• **What to work on**: Count how many lines of the data below contain the string "TypeScript"; the reply should be that number alone.

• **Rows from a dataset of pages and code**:

--*--

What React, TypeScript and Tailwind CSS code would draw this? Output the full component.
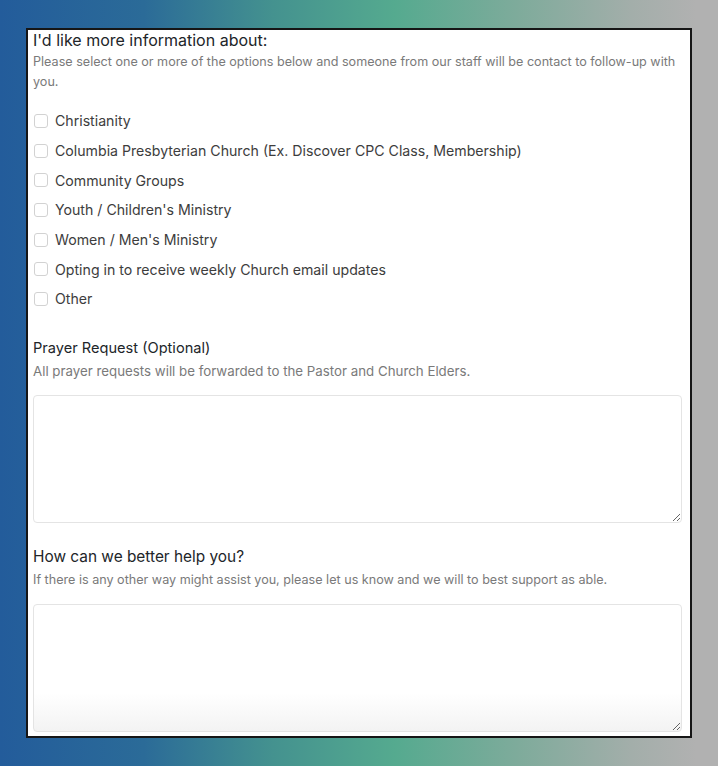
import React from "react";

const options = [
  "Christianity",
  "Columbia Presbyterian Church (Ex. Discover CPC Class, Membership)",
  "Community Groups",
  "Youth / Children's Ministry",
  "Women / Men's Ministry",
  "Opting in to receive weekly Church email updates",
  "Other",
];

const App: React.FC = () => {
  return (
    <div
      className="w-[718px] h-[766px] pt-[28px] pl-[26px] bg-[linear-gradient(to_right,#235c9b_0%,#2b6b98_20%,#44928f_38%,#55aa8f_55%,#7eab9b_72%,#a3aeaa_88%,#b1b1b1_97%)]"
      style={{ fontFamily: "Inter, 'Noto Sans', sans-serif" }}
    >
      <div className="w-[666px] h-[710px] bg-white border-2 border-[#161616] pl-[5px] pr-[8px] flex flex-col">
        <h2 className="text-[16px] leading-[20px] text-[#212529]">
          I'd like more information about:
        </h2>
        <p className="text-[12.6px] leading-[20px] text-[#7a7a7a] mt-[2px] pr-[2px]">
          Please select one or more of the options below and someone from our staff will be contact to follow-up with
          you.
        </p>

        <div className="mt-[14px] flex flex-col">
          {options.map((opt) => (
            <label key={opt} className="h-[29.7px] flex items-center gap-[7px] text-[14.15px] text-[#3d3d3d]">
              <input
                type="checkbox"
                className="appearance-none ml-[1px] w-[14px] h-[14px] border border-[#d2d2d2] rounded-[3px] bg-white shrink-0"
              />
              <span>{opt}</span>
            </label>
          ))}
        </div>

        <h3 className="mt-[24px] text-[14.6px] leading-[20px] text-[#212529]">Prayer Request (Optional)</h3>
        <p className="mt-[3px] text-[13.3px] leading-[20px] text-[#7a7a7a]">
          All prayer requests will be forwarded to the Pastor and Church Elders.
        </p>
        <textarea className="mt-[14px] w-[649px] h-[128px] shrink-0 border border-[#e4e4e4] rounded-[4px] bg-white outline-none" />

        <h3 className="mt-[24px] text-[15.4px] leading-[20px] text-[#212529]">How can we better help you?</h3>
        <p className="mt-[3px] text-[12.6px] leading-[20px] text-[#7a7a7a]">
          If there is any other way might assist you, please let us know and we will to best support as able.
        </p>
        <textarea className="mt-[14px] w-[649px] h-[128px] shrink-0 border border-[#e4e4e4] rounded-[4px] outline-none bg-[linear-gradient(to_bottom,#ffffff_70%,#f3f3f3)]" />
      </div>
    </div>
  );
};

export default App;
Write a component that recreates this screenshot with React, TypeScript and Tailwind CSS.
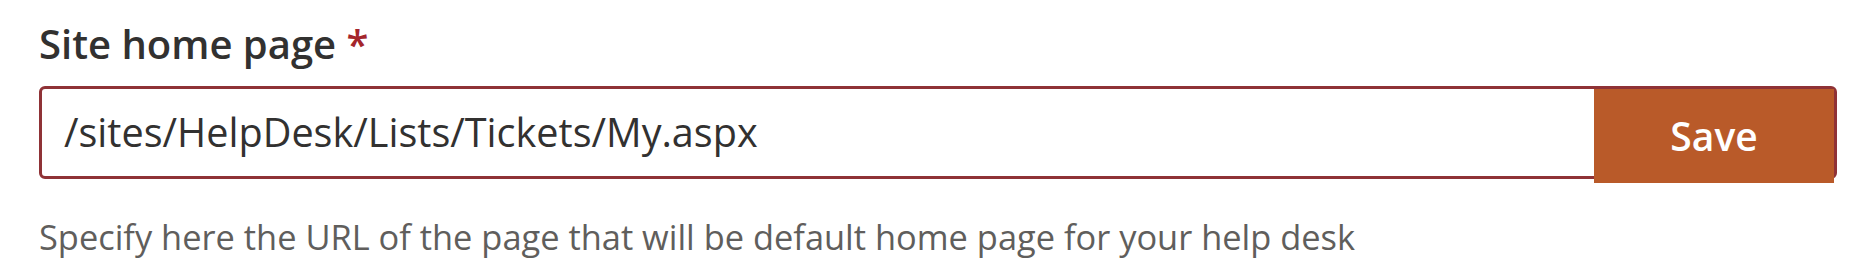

--*--

• **The completed task**: 2